Parish Nursing Provides Resources for Local Churches
Church and food go hand-in-hand. “It’s a sign of hospitality,” said Joyce Kaatz, Parish Nurse at Our Savior’s Lutheran Church. “It brings people together.”
But a recent study showed people who regularly attend church activities are more likely to become obese, and it made Kaatz and Church Food Coordinator Debbie Eekhoff examine the menus at their church. They realized the food could be healthier and they wanted to learn how. So Kaatz and Sanford Health’s Parish Nurse Coordinator Karla Lubben applied for a grant from the Sanford Health Foundation’s Parish Nurse Fund for a Parish Nurse Food Seminar.
Parish Nurses play a key role in the community by integrating faith and health and acting as registered nurses, health educators, counselors and advisors in the parish. The Foundation’s Parish Nurse Fund helps provide education to the parish nurses, by offering grants for special projects and ministries and reducing the fee for this seminar.
“As a church, we’re also a teaching institution and we need to set the example in mind, body and soul,” Kaatz said. They invited Parish Nurses and kitchen volunteers from various churches throughout the community to find ways to improve the food they serve.
“We know ours isn’t the only church with challenges,” Eekhoff said.
Nearly 30 participants representing 15 churches in the Sioux Falls region attended the three-hour seminar. It was a collaborating workshop with Sanford Health’s Center for Health and Well-being.
Sanford Clinical Dietician Margaret Kuiper, Chef Kristin Laberis, Lubben and Kaatz developed the agenda. The attendees learned about light snacks, food safety, healthy cooking techniques, menu planning and budgeting. Laberis demonstrated four recipes and served samples to the class.
Kuiper said the Center for Health and Well-being staff enjoyed hosting the seminar as a way to reach into the community through church.
“Parish nurses are in a good position to touch the lives of people right in their home settings and in their community,” Kuiper said. “It’s nice to give them tools to be more effective.”

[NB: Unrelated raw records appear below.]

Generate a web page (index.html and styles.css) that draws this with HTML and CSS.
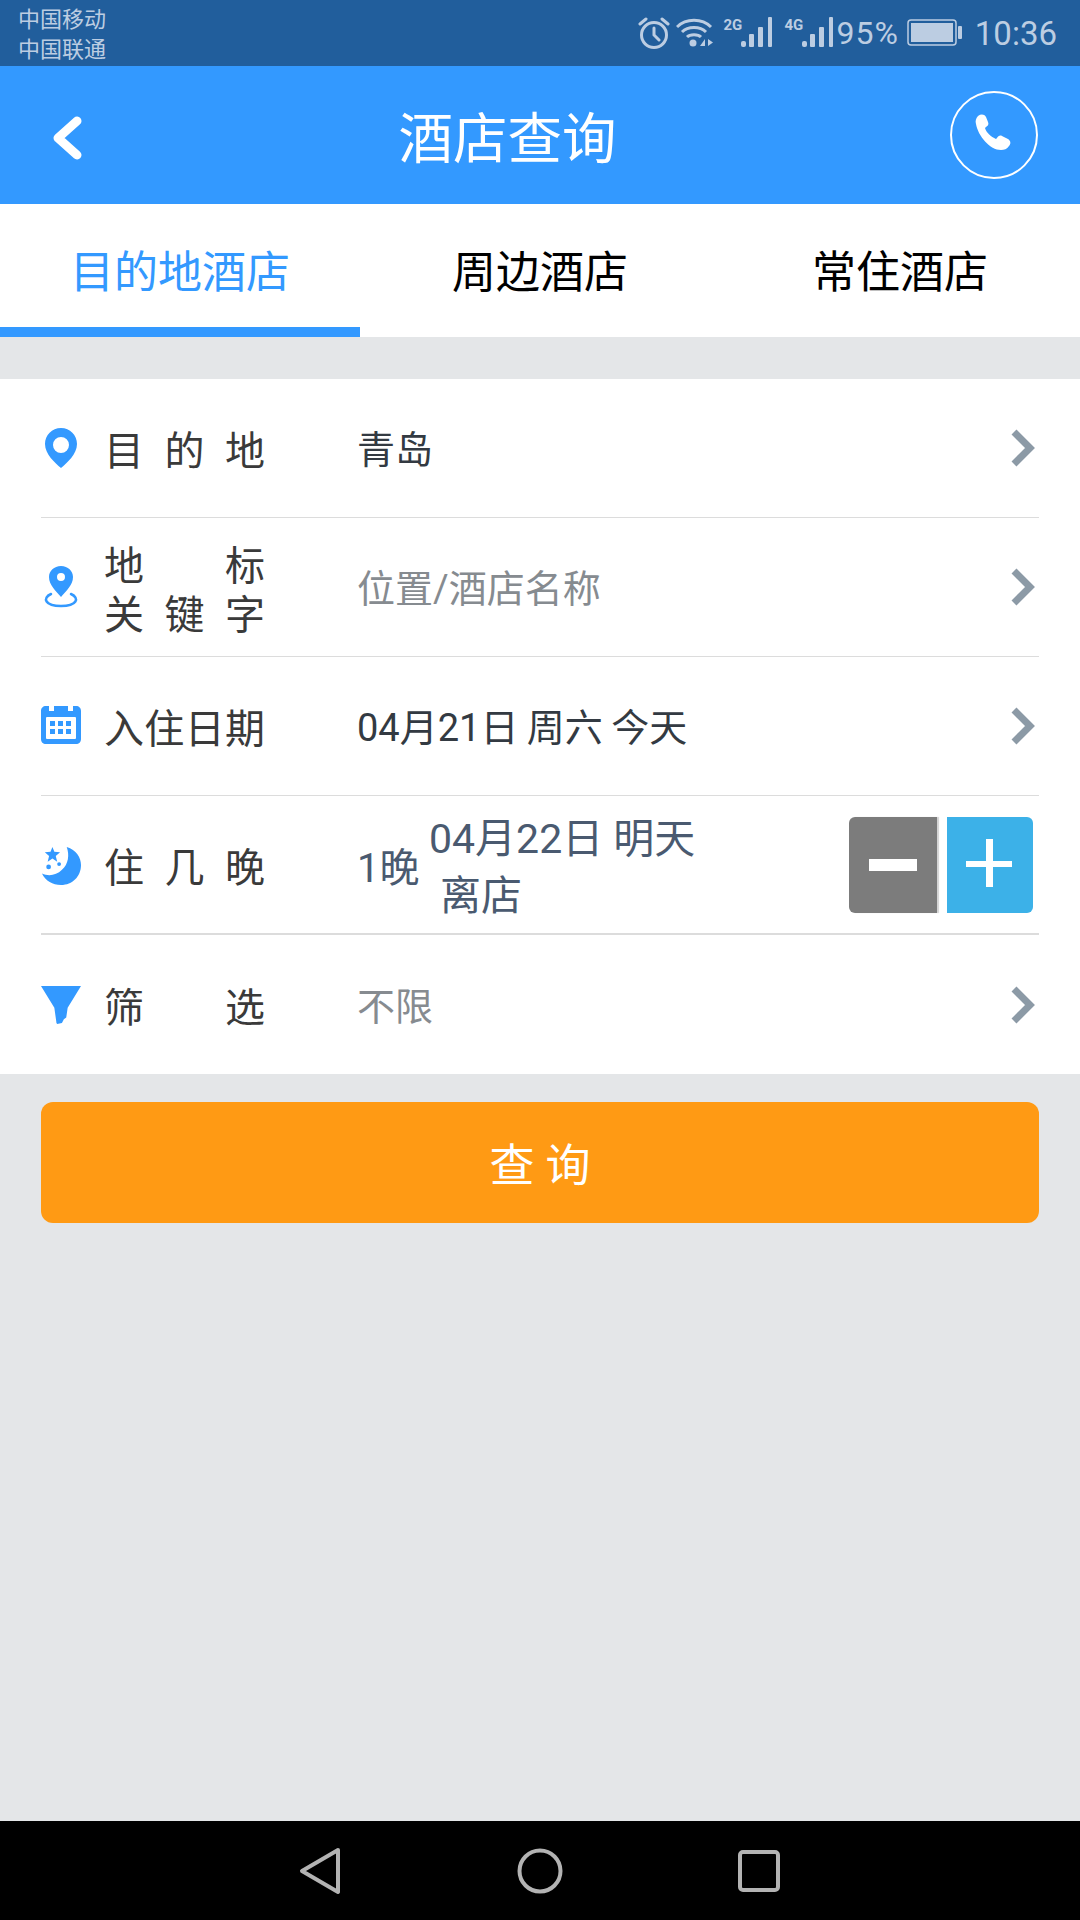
FILE: index.html
```html
<!DOCTYPE html>
<html>
<head>
    <title>酒店查询</title>
    <link rel="stylesheet" href="styles.css">
</head>
<body>
    <div class="app">
        <div class="status-bar">
            <div class="carriers">
                <div>中国移动</div>
                <div>中国联通</div>
            </div>
            <div class="status-icons">
                <svg class="st-alarm" width="32" height="34" viewBox="0 0 32 34" fill="none" stroke="#bccde2" stroke-width="3">
                    <circle cx="16" cy="19" r="12.500"/>
                    <path d="M16 12v7l5 5M2 8l6-5M30 8l-6-5" stroke-linecap="round"/>
                </svg>
                <svg class="st-wifi" width="38" height="32" viewBox="0 0 38 32" fill="none" stroke="#bccde2" stroke-width="3">
                    <path d="M1 10c9-9 25-9 34 0M6 15c6-6 18-6 24 0M11 20c3-3 11-3 14 0"/>
                    <circle cx="17" cy="26" r="3.500" fill="#bccde2" stroke="none"/>
                    <path d="M29 22l-5 7h5zM32 22l5 3.500-5 3.500z" fill="#bccde2" stroke="none"/>
                </svg>
                <div class="signal">
                    <span class="net">2G</span>
                    <svg width="34" height="32" viewBox="0 0 34 32" fill="#bccde2">
                        <rect x="0" y="24" width="5" height="6" rx="2"/>
                        <rect x="8" y="17" width="5" height="13" rx="1"/>
                        <rect x="17" y="10" width="5" height="20" rx="1"/>
                        <rect x="27" y="0" width="4" height="30" rx="1"/>
                    </svg>
                </div>
                <div class="signal">
                    <span class="net">4G</span>
                    <svg width="34" height="32" viewBox="0 0 34 32" fill="#bccde2">
                        <rect x="0" y="24" width="5" height="6" rx="2"/>
                        <rect x="8" y="17" width="5" height="13" rx="1"/>
                        <rect x="17" y="10" width="5" height="20" rx="1"/>
                        <rect x="27" y="0" width="4" height="30" rx="1"/>
                    </svg>
                </div>
                <span class="pct">95%</span>
                <svg class="st-batt" width="56" height="28" viewBox="0 0 56 28" fill="none">
                    <rect x="1" y="1" width="48" height="25" rx="3" stroke="#bccde2" stroke-width="1.500"/>
                    <rect x="4" y="4" width="42" height="19" fill="#bccde2"/>
                    <rect x="51" y="7" width="4" height="13" rx="1" fill="#bccde2"/>
                </svg>
                <span class="clock">10:36</span>
            </div>
        </div>

        <div class="header">
            <svg class="back" width="36" height="44" viewBox="0 0 36 44" fill="none" stroke="#fff" stroke-width="9" stroke-linecap="round" stroke-linejoin="round">
                <path d="M27 5L8 22l19 17"/>
            </svg>
            <h1>酒店查询</h1>
            <div class="call-btn">
                <svg width="44" height="44" viewBox="0 0 44 44" fill="#fff">
                    <path d="M6 3c3-2 6-2 8 1l2 5c1 2 0 4-2 5l-1 1c1 4 6 9 11 11l1-1c1-2 3-3 5-2l6 3c3 2 3 5 1 7-2 3-5 4-8 4C18 37 6 23 4 11c-1-3 0-6 2-8z"/>
                </svg>
            </div>
        </div>

        <div class="tabs">
            <div class="tab active">目的地酒店</div>
            <div class="tab">周边酒店</div>
            <div class="tab">常住酒店</div>
        </div>

        <div class="form">
            <div class="row">
                <div class="row-icon">
                    <svg width="34" height="42" viewBox="0 0 34 42">
                        <path fill-rule="evenodd" fill="#3399ff" d="M17 1C8 1 1 8 1 17c0 10 10 19 16 24 6-5 16-14 16-24C33 8 26 1 17 1zm0 9a8 8 0 1 1 0 16 8 8 0 0 1 0-16z"/>
                    </svg>
                </div>
                <div class="label">目的地</div>
                <div class="value dark">青岛</div>
                <svg class="arrow" width="26" height="38" viewBox="0 0 26 38" fill="none" stroke="#8c9aa6" stroke-width="7"><path d="M4 3l16 16L4 35"/></svg>
            </div>
            <div class="row">
                <div class="row-icon">
                    <svg width="36" height="42" viewBox="0 0 36 42">
                        <path fill-rule="evenodd" fill="#3399ff" d="M18 0C11 0 6 5 6 11c0 8 7 14 12 20 5-6 12-12 12-20C30 5 25 0 18 0zm0 7a4 4 0 1 1 0 8 4 4 0 0 1 0-8z"/>
                        <path d="M8 28c-9 4-6 12 10 12s19-8 10-12" fill="none" stroke="#3399ff" stroke-width="2.500" stroke-linecap="round"/>
                    </svg>
                </div>
                <div class="label two-line">
                    <div>地标</div>
                    <div>关键字</div>
                </div>
                <div class="value muted">位置/酒店名称</div>
                <svg class="arrow" width="26" height="38" viewBox="0 0 26 38" fill="none" stroke="#8c9aa6" stroke-width="7"><path d="M4 3l16 16L4 35"/></svg>
            </div>
            <div class="row">
                <div class="row-icon">
                    <svg width="40" height="40" viewBox="0 2 40 40">
                        <path fill="#3399ff" d="M5 2h3v5h5V2h14v5h5V2h3c3 0 5 2 5 5v28c0 3-2 5-5 5H5c-3 0-5-2-5-5V7c0-3 2-5 5-5z"/>
                        <rect x="5" y="13" width="30" height="22" rx="1" fill="#fff"/>
                        <g fill="#3399ff">
                            <rect x="9" y="17" width="5" height="5"/><rect x="17" y="17" width="5" height="5"/><rect x="25" y="17" width="5" height="5"/>
                            <rect x="9" y="25" width="5" height="5"/><rect x="17" y="25" width="5" height="5"/><rect x="25" y="25" width="5" height="5"/>
                        </g>
                    </svg>
                </div>
                <div class="label">入住日期</div>
                <div class="value dark">04月21日 周六 今天</div>
                <svg class="arrow" width="26" height="38" viewBox="0 0 26 38" fill="none" stroke="#8c9aa6" stroke-width="7"><path d="M4 3l16 16L4 35"/></svg>
            </div>
            <div class="row row-thick">
                <div class="row-icon">
                    <svg width="42" height="42" viewBox="0 0 42 42">
                        <path fill="#3399ff" d="M27 2C37 5 42 13 42 21C42 33 33 42 21 42C12 42 5 38 1 30C8 33 16 32 22 26C29 20 30 10 27 2z"/>
                        <path fill="#3399ff" d="M12 2l2 5 6 .5-4.500 4 1.500 6-5-3.200-5 3.200 1.500-6-4.500-4 6-.5z"/>
                        <circle cx="8" cy="23" r="2.500" fill="#3399ff"/>
                        <circle cx="19" cy="20" r="2" fill="#3399ff"/>
                    </svg>
                </div>
                <div class="label">住几晚</div>
                <div class="nights">1晚</div>
                <div class="checkout">
                    <div>04月22日 明天</div>
                    <div class="checkout-sub">离店</div>
                </div>
                <div class="stepper">
                    <div class="step minus"><span class="minus-bar"></span></div>
                    <div class="step plus"><span class="plus-h"></span><span class="plus-v"></span></div>
                </div>
            </div>
            <div class="row">
                <div class="row-icon">
                    <svg width="42" height="42" viewBox="0 0 42 42">
                        <path fill="#3399ff" d="M0 1H42L28 24L26.500 34L24 36L22 40L17 41Q16 41 16 38L14 24z"/>
                    </svg>
                </div>
                <div class="label">筛选</div>
                <div class="value muted">不限</div>
                <svg class="arrow" width="26" height="38" viewBox="0 0 26 38" fill="none" stroke="#8c9aa6" stroke-width="7"><path d="M4 3l16 16L4 35"/></svg>
            </div>
        </div>

        <button class="search-btn">查 询</button>

        <div class="spacer"></div>

        <div class="nav-bar">
            <svg width="44" height="48" viewBox="0 0 44 48" fill="none" stroke="#b3b3b3" stroke-width="4" stroke-linejoin="round">
                <path d="M40 3L4 24l36 21z"/>
            </svg>
            <svg width="46" height="46" viewBox="0 0 46 46" fill="none" stroke="#b3b3b3" stroke-width="4">
                <circle cx="23" cy="23" r="20.500"/>
            </svg>
            <svg width="42" height="42" viewBox="0 0 42 42" fill="none" stroke="#b3b3b3" stroke-width="4">
                <rect x="2" y="2" width="38" height="38" rx="3"/>
            </svg>
        </div>
    </div>
</body>
</html>
```

FILE: styles.css
```css
* {
    box-sizing: border-box;
}

body {
    margin: 0;
    font-family: Roboto, "Noto Sans CJK SC", sans-serif;
    background: #e4e6e8;
}

.app {
    width: 1080px;
    height: 1920px;
    display: flex;
    flex-direction: column;
    overflow: hidden;
}

.status-bar {
    height: 66px;
    padding: 5px 23px 0 18px;
    background: #215e9c;
    color: #bccde2;
    display: flex;
    justify-content: space-between;
}

.carriers {
    font-size: 22px;
    line-height: 30px;
}

.status-icons {
    display: flex;
    align-items: center;
    height: 56px;
}

.st-wifi {
    margin-left: 6px;
}

.signal {
    display: flex;
    align-items: flex-end;
    margin-left: 9px;
}

.net {
    font-size: 15px;
    font-weight: 700;
    line-height: 16px;
    margin-bottom: 16px;
    margin-right: -8px;
    width: 26px;
}

.pct {
    font-size: 32px;
    margin-left: 0;
    letter-spacing: 1px;
}

.st-batt {
    margin-left: 8px;
}

.clock {
    font-size: 33px;
    margin-left: 12px;
}

.header {
    height: 138px;
    background: #3399ff;
    display: flex;
    align-items: center;
    justify-content: center;
    position: relative;
}

.header h1 {
    margin: -2px 0 0 -65px;
    font-size: 54.500px;
    font-weight: 400;
    color: #fff;
}

.back {
    position: absolute;
    left: 50px;
    top: 50px;
}

.call-btn {
    position: absolute;
    left: 950px;
    top: 25px;
    width: 88px;
    height: 88px;
    border: 2px solid #fff;
    border-radius: 50%;
    display: flex;
    align-items: center;
    justify-content: center;
}

.tabs {
    height: 133px;
    background: #fff;
    display: flex;
}

.tab {
    width: 360px;
    height: 133px;
    padding-bottom: 4px;
    display: flex;
    align-items: center;
    justify-content: center;
    font-size: 44px;
    color: #000;
}

.tab.active {
    color: #3399ff;
    border-bottom: 10px solid #3399ff;
    padding: 6px 0 0;
}

.form {
    margin-top: 42px;
    padding: 0 41px;
    background: #fff;
}

.row {
    height: 139px;
    display: flex;
    align-items: center;
    border-bottom: 1px solid #dcdcdc;
}

.row-thick {
    border-bottom-width: 2px;
}

.row:last-child {
    border-bottom: none;
}

.row-icon {
    width: 40px;
    margin-right: 23px;
    display: flex;
    justify-content: center;
}

.label {
    width: 161px;
    margin-top: 7px;
    font-size: 40px;
    line-height: 49px;
    color: #3a3a3a;
    text-align: justify;
    text-align-last: justify;
}

.value {
    margin-left: 92px;
    margin-bottom: 3px;
    flex: 1;
    font-size: 38px;
    word-spacing: -1px;
}

.value.dark {
    color: #333a42;
}

.value.muted {
    color: #868b90;
}

.arrow {
    margin-right: 3px;
}

.nights {
    margin-left: 92px;
    width: 72px;
    font-size: 40px;
    color: #4a5a70;
}

.checkout {
    flex: 1;
    margin-top: 6px;
    font-size: 41px;
    line-height: 57px;
    color: #4a5a70;
}

.checkout-sub {
    padding-left: 11px;
}

.stepper {
    display: flex;
    gap: 10px;
    margin-right: 6px;
}

.step {
    height: 96px;
    position: relative;
}

.minus {
    width: 88px;
    background: #7c7c7c;
    border-radius: 6px 0 0 6px;
    box-shadow: 2px 0 1px #d4d4d4;
}

.plus {
    width: 86px;
    background: #3cb1e8;
    border-radius: 0 6px 6px 0;
}

.minus-bar {
    position: absolute;
    left: 20px;
    top: 42px;
    width: 48px;
    height: 12px;
    background: #fff;
}

.plus-h {
    position: absolute;
    left: 19px;
    top: 44px;
    width: 46px;
    height: 6px;
    background: #fff;
}

.plus-v {
    position: absolute;
    left: 39px;
    top: 22px;
    width: 7px;
    height: 48px;
    background: #fff;
}

.search-btn {
    display: block;
    margin: 28px 41px 0;
    width: 998px;
    height: 121px;
    border: none;
    border-radius: 12px;
    background: #ff9a14;
    color: #fff;
    font-family: inherit;
    font-size: 45px;
}

.spacer {
    flex: 1;
}

.nav-bar {
    height: 99px;
    background: #000;
    display: flex;
    align-items: center;
    gap: 175px;
    padding-left: 298px;
}
```
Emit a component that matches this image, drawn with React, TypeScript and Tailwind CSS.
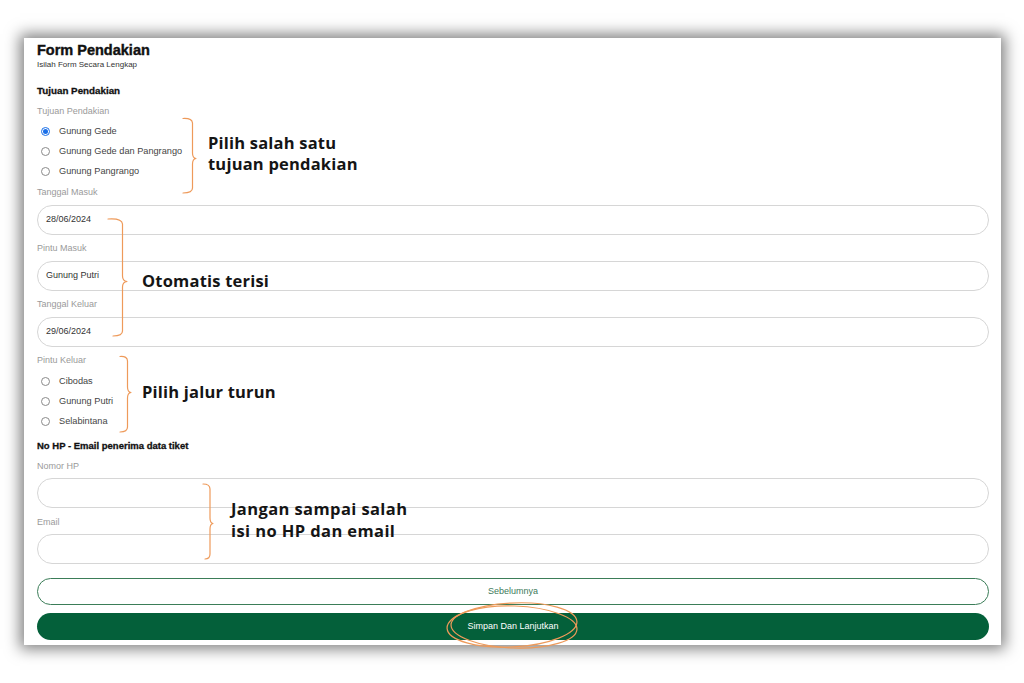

Eekhoff, who feeds on average 500 people after worship services and church activities during the week, immediately altered her menus after the class. Food was often catered in and potlucks included hot dishes, soups and sides high in sodium. Now she uses a steamer to prepare vegetables, serves fresh fruit, adds more seasonings so people don’t overload on salt and pepper and plates the food for portion control.